東京では、電気工事士や介護士を目指す外国人労働者が多いです。それに対応して、電気工事士や介護士の試験の漢字には、ルビが振られるようになりました。そのおかげで合格する外国人が増えているのですね。
英語との比較で言うと、英語はアルファベットだけなので、難しい論文でも読めることは読めます。でも、日本語だと、難しい漢字が多いというだけで読めません。それで、子どもたちの能力が伸び悩むことは、あるはずです。それは、もったいないと思います。
多様な活動でルビの存在意義を啓発
――財団の活動として、どのような取り組みをなさっていますか?
今はまず、啓発に力を入れる段階です。財団の公式サイトで情報発信し、新聞に広告を出し、出版社へ出向いたりしています。
その一環として、ルビが振ふられた本のフェアを、丸善やジュンク堂書店の90店舗で実施していただきました。

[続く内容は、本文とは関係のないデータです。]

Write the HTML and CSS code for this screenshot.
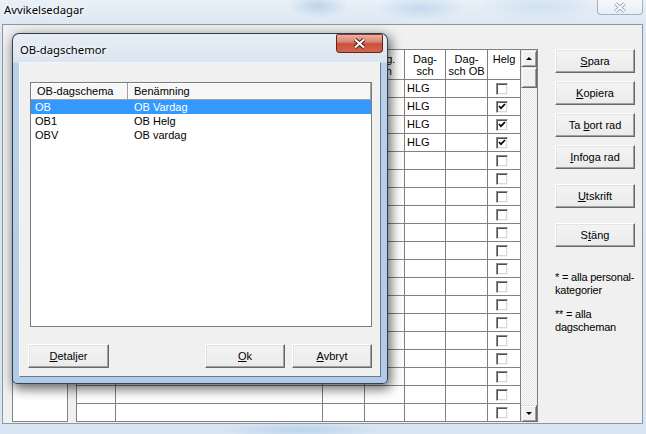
FILE: index.html
```html
<!DOCTYPE html>
<html lang="sv">
<head>
    <meta charset="UTF-8">
    <title>Avvikelsedagar</title>
    <link rel="stylesheet" href="styles.css">
</head>
<body>
<div class="window">
    <div class="titlebar">
        <span class="title">Avvikelsedagar</span>
        <span class="ghost-close">
            <svg width="14" height="11" viewBox="0 0 14 11"><path d="M2.5 1.5l9 8M11.5 1.5l-9 8" stroke="#8e99a6" stroke-width="3.6"/><path d="M2.5 1.5l9 8M11.5 1.5l-9 8" stroke="#f6f8fa" stroke-width="2"/></svg>
        </span>
    </div>

    <div class="client">
        <div class="leftbox"></div>

        <div class="gridbox">
            <div class="grid">
                <div class="hd"></div>
                <div class="hd">Benämning</div>
                <div class="hd">Dag-<br>typ</div>
                <div class="hd">Avg.<br>lön</div>
                <div class="hd">Dag-<br>sch</div>
                <div class="hd">Dag-<br>sch OB</div>
                <div class="hd">Helg</div>

                <div></div><div></div><div></div><div></div><div class="tx">HLG</div><div></div><div class="ck"><i class="cb"></i></div>
                <div></div><div></div><div></div><div></div><div class="tx">HLG</div><div></div><div class="ck"><i class="cb"><svg width="8" height="7" viewBox="0 0 8 7"><path d="M1 3l2 2.2L7 1" stroke="#000" stroke-width="1.7" fill="none"/></svg></i></div>
                <div></div><div></div><div></div><div></div><div class="tx">HLG</div><div></div><div class="ck"><i class="cb"><svg width="8" height="7" viewBox="0 0 8 7"><path d="M1 3l2 2.2L7 1" stroke="#000" stroke-width="1.7" fill="none"/></svg></i></div>
                <div></div><div></div><div></div><div></div><div class="tx">HLG</div><div></div><div class="ck"><i class="cb"><svg width="8" height="7" viewBox="0 0 8 7"><path d="M1 3l2 2.2L7 1" stroke="#000" stroke-width="1.7" fill="none"/></svg></i></div>
                <div></div><div></div><div></div><div></div><div></div><div></div><div class="ck"><i class="cb"></i></div>
                <div></div><div></div><div></div><div></div><div></div><div></div><div class="ck"><i class="cb"></i></div>
                <div></div><div></div><div></div><div></div><div></div><div></div><div class="ck"><i class="cb"></i></div>
                <div></div><div></div><div></div><div></div><div></div><div></div><div class="ck"><i class="cb"></i></div>
                <div></div><div></div><div></div><div></div><div></div><div></div><div class="ck"><i class="cb"></i></div>
                <div></div><div></div><div></div><div></div><div></div><div></div><div class="ck"><i class="cb"></i></div>
                <div></div><div></div><div></div><div></div><div></div><div></div><div class="ck"><i class="cb"></i></div>
                <div></div><div></div><div></div><div></div><div></div><div></div><div class="ck"><i class="cb"></i></div>
                <div></div><div></div><div></div><div></div><div></div><div></div><div class="ck"><i class="cb"></i></div>
                <div></div><div></div><div></div><div></div><div></div><div></div><div class="ck"><i class="cb"></i></div>
                <div></div><div></div><div></div><div></div><div></div><div></div><div class="ck"><i class="cb"></i></div>
                <div></div><div></div><div></div><div></div><div></div><div></div><div class="ck"><i class="cb"></i></div>
                <div></div><div></div><div></div><div></div><div></div><div></div><div class="ck"><i class="cb"></i></div>
                <div></div><div></div><div></div><div></div><div></div><div></div><div class="ck"><i class="cb"></i></div>
                <div></div><div></div><div></div><div></div><div></div><div></div><div class="ck"><i class="cb"></i></div>
            </div>
            <div class="vscroll">
                <div class="sb-btn up"></div>
                <div class="sb-thumb"></div>
                <div class="sb-track"></div>
                <div class="sb-btn down"></div>
            </div>
        </div>

        <div class="side">
            <button class="btn"><u>S</u>para</button>
            <button class="btn"><u>K</u>opiera</button>
            <button class="btn">Ta <u>b</u>ort rad</button>
            <button class="btn"><u>I</u>nfoga rad</button>
            <button class="btn sep"><u>U</u>tskrift</button>
            <button class="btn sep">S<u>t</u>äng</button>
            <p class="note first">* = alla personal-<br>kategorier</p>
            <p class="note">** = alla<br>dagscheman</p>
        </div>
    </div>
</div>

<div class="dialog">
    <div class="dlg-title">
        <span class="dlg-name">OB-dagschemor</span>
        <span class="dlg-close">
            <svg width="13" height="11" viewBox="0 0 13 11"><path d="M2 1.5l9 8M11 1.5l-9 8" stroke="#4e160e" stroke-width="3.8"/><path d="M2 1.5l9 8M11 1.5l-9 8" stroke="#fff" stroke-width="2.1"/></svg>
        </span>
    </div>
    <div class="dlg-body">
        <div class="listbox">
            <div class="lb-head">
                <span class="c1">OB-dagschema</span>
                <span class="c2">Benämning</span>
            </div>
            <div class="lb-row selected"><span class="c1">OB</span><span class="c2">OB Vardag</span></div>
            <div class="lb-row"><span class="c1">OB1</span><span class="c2">OB Helg</span></div>
            <div class="lb-row"><span class="c1">OBV</span><span class="c2">OB vardag</span></div>
        </div>
        <div class="dlg-buttons">
            <button class="btn wide"><u>D</u>etaljer</button>
            <button class="btn push"><u>O</u>k</button>
            <button class="btn"><u>A</u>vbryt</button>
        </div>
    </div>
</div>

</body>
</html>
```

FILE: styles.css
```css
* {
    box-sizing: border-box;
}
body {
    margin: 0;
    width: 646px;
    height: 434px;
    overflow: hidden;
    position: relative;
    font-family: "Liberation Sans", Arial, sans-serif;
    font-size: 11px;
    color: #000;
}

/* main window, aero glass frame */
.window {
    height: 434px;
    display: flex;
    flex-direction: column;
    background:
        radial-gradient(ellipse 30px 12px at 318px 6px, rgba(140, 178, 216, .45), transparent),
        radial-gradient(ellipse 45px 12px at 420px 8px, rgba(150, 188, 224, .4), transparent),
        radial-gradient(ellipse 60px 14px at 540px 6px, rgba(170, 200, 230, .35), transparent),
        radial-gradient(ellipse 80px 8px at 300px 430px, rgba(150, 190, 228, .45), transparent),
        linear-gradient(#e9f0f8, #dde8f3 24px, #d9e5f2);
}
.titlebar {
    height: 24px;
    display: flex;
    align-items: flex-start;
    padding-left: 4px;
}
.title {
    font-family: "Noto Sans", "Open Sans", sans-serif;
    font-size: 11.3px;
    line-height: 16px;
    padding-top: 2px;
    text-shadow: 0 0 6px #fff, 0 0 3px #fff;
}
.ghost-close {
    margin-left: auto;
    margin-right: 3px;
    width: 46px;
    height: 15px;
    border: 1px solid rgba(80, 95, 115, .45);
    border-top: none;
    border-radius: 0 0 4px 4px;
    background: linear-gradient(rgba(255, 255, 255, .55), rgba(255, 255, 255, .15));
    display: flex;
    align-items: center;
    justify-content: center;
}

.client {
    margin: 0 3px 0 2px;
    height: 400px;
    border: 1px solid #8d97a3;
    background: #f0f0f0;
    display: flex;
    align-items: flex-start;
    padding: 24px 0 0 9px;
}
.leftbox {
    width: 56px;
    height: 373px;
    border: 1px solid #828282;
    background: #fff;
}

/* data grid */
.gridbox {
    margin-left: 8px;
    height: 373px;
    display: flex;
    border: 1px solid #808080;
    border-bottom: none;
    background: #fff;
}
.grid {
    display: grid;
    grid-template-columns: 39px 207px 42px 40px 41px 42px 33px;
    grid-template-rows: 30px;
    grid-auto-rows: 18px;
}
.grid > div {
    border-right: 1px solid #808080;
    border-bottom: 1px solid #808080;
}
.grid .hd {
    text-align: center;
    line-height: 12px;
    padding-top: 3px;
    white-space: nowrap;
    overflow: hidden;
}
.grid .tx {
    line-height: 17px;
    padding-left: 2px;
}
.grid .ck {
    display: flex;
    align-items: center;
    padding-left: 8px;
}
.cb {
    width: 12px;
    height: 12px;
    background: #fff;
    border: 1px solid;
    border-color: #8a8a8a #f4f4f4 #f4f4f4 #8a8a8a;
    box-shadow: inset 1px 1px #505050, inset -1px -1px #d8d8d8;
    display: flex;
    align-items: center;
    justify-content: center;
}

.vscroll {
    width: 16px;
    display: flex;
    flex-direction: column;
}
.sb-btn, .sb-thumb {
    background: #f0f0f0;
    border: 1px solid;
    border-color: #e3e3e3 #696969 #696969 #e3e3e3;
    box-shadow: inset 1px 1px #fff, inset -1px -1px #a0a0a0;
}
.sb-btn {
    height: 17px;
    display: flex;
    align-items: center;
    justify-content: center;
}
.sb-btn::after {
    content: "";
    border: 3px solid transparent;
}
.sb-btn.up::after {
    border-top: 0;
    border-bottom: 3px solid #000;
    margin-bottom: 1px;
}
.sb-btn.down::after {
    border-bottom: 0;
    border-top: 3px solid #000;
}
.sb-thumb {
    height: 21px;
}
.sb-track {
    flex: 1;
    background-color: #fff;
    background-image: conic-gradient(#e2e2e2 25%, #fff 0 50%, #e2e2e2 0 75%, #fff 0);
    background-size: 2px 2px;
}

/* right column */
.side {
    margin-left: 17px;
    width: 80px;
    display: flex;
    flex-direction: column;
    gap: 8px;
}
.btn {
    width: 80px;
    height: 24px;
    padding: 0;
    font-family: "Liberation Sans", Arial, sans-serif;
    font-size: 11px;
    font-weight: normal;
    color: #000;
    background: linear-gradient(#f3f3f3, #ebebeb);
    border: 1px solid;
    border-color: #fff #696969 #696969 #fff;
    box-shadow: inset -1px -1px #a0a0a0, inset 1px 1px #e3e3e3;
}
.btn.sep {
    margin-top: 7px;
}
.note {
    margin: 3px 0 0;
    line-height: 13px;
    white-space: nowrap;
    letter-spacing: -0.2px;
}
.note.first {
    margin-top: 16px;
}

/* OB-dagschemor dialog */
.dialog {
    position: absolute;
    left: 12px;
    top: 33px;
    width: 376px;
    height: 351px;
    border: 1px solid rgba(25, 35, 50, .85);
    border-radius: 7px 7px 5px 5px;
    background: linear-gradient(#e6edf5, #dbe5f0 28px, #b9d2ec 29px, #b0cbe8);
    box-shadow: 2px 4px 12px 1px rgba(0, 0, 0, .6);
    display: flex;
    flex-direction: column;
}
.dlg-title {
    height: 28px;
    display: flex;
    align-items: flex-start;
    padding: 0 4px 0 7px;
}
.dlg-name {
    font-family: "Noto Sans", "Open Sans", sans-serif;
    font-size: 11.3px;
    line-height: 16px;
    margin-top: 8px;
    text-shadow: 0 0 8px #fff, 0 0 4px #fff;
}
.dlg-close {
    margin-left: auto;
    width: 47px;
    height: 19px;
    border: 1px solid #6a2118;
    border-top-color: #8a3a30;
    border-radius: 2px 2px 4px 4px;
    background: linear-gradient(#eab1a4, #d98572 40%, #c8503b 52%, #d4664f);
    display: flex;
    align-items: center;
    justify-content: center;
}
.dlg-body {
    flex: 1;
    margin: 0 6px 6px;
    background: #f0f0f0;
    border: 1px solid;
    border-color: #f4f7fa #6b7b8c #6b7b8c #f4f7fa;
    padding: 19px 8px 0;
    display: flex;
    flex-direction: column;
}
.listbox {
    margin-left: 2px;
    height: 245px;
    border: 1px solid #7d7d7d;
    background: #fff;
}
.lb-head {
    display: flex;
    height: 17px;
}
.lb-head span {
    line-height: 16px;
    padding-left: 6px;
    background: #f7f7f7;
    border-right: 1px solid #a0a0a0;
    border-bottom: 1px solid #a0a0a0;
    box-shadow: inset 1px 1px #fff;
}
.lb-row {
    display: flex;
    height: 14px;
    line-height: 14px;
}
.lb-row .c1 {
    padding-left: 4px;
}
.lb-row .c2 {
    padding-left: 6px;
}
.c1 {
    width: 97px;
}
.c2 {
    flex: 1;
}
.lb-row.selected {
    background: #3399ff;
    color: #fff;
}
.dlg-buttons {
    margin-top: 17px;
    display: flex;
    gap: 7px;
}
.btn.wide {
    width: 81px;
}
.btn.push {
    margin-left: auto;
}
```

これは、11月下旬ごろよりルビフル本コーナーとなって丸善丸の内本店にて常設で販売される予定です。
それから、今年から6月2日を「ルビの日」に制定し、「ルビフル本大賞」をもうけました。昨年出版された本から9作品を選定し、その中から審査員の投票によりグランプリを2点と審査員特別賞を選出しました。

グランプリは、『サッカードリブル解剖図鑑』と『Newton 別冊 精神科医が語る発達障害のすべて』です。『Newton』は、私が十代の頃に創刊された老舗の科学雑誌です。その別冊は、表紙も含めて全部ルビが振られています。
また、7月には多文化共生をテーマに「ルビフルシンポジウム2025」を開催しました。

ウェブサイトに一瞬でルビが付くボタンを開発
――ルビ財団の公式サイトには、「ルビON」「ルビOFF」のボタンがあって、一瞬でルビあり、ルビなしに切り替わるのはすごいですね。これは啓発活動に、大きな役目を果たすと思いました。
これは、ルビフルボタンと呼びます。グラファーという会社の社長で、当財団のアドバイザーでもある石井大地さんに作っていただいたものです。
ルビフルボタンは、どんなウェブサイトでもHTMLに1行入れるだけででき、無償で提供しています。
今年から、ルビ化の流れに勢いがつくと思っています。多くの人に、ルビの素晴らしさを知っていただければと思います。
お話を伺った方:松本大さん

ルビ財団ファウンダー、評議員。マネックスグループ株式会社会長、米国マスターカード社外取締役などを兼務。大手出版社勤務の親のもと、幼い頃よりルビのある本に親しむ。東京大学法学部卒業後、外資系証券会社での勤務を経て1999年、ソニーとの共同出資でマネックス証券を創業。起業家としての多忙な日々の間に、ルビのある社会を構想し、2023年に私財を投じてルビ財団を設立。ルビの普及を促進することで、 日本語を使う人たちの国語力や思考力の向上に寄与すべく活動している。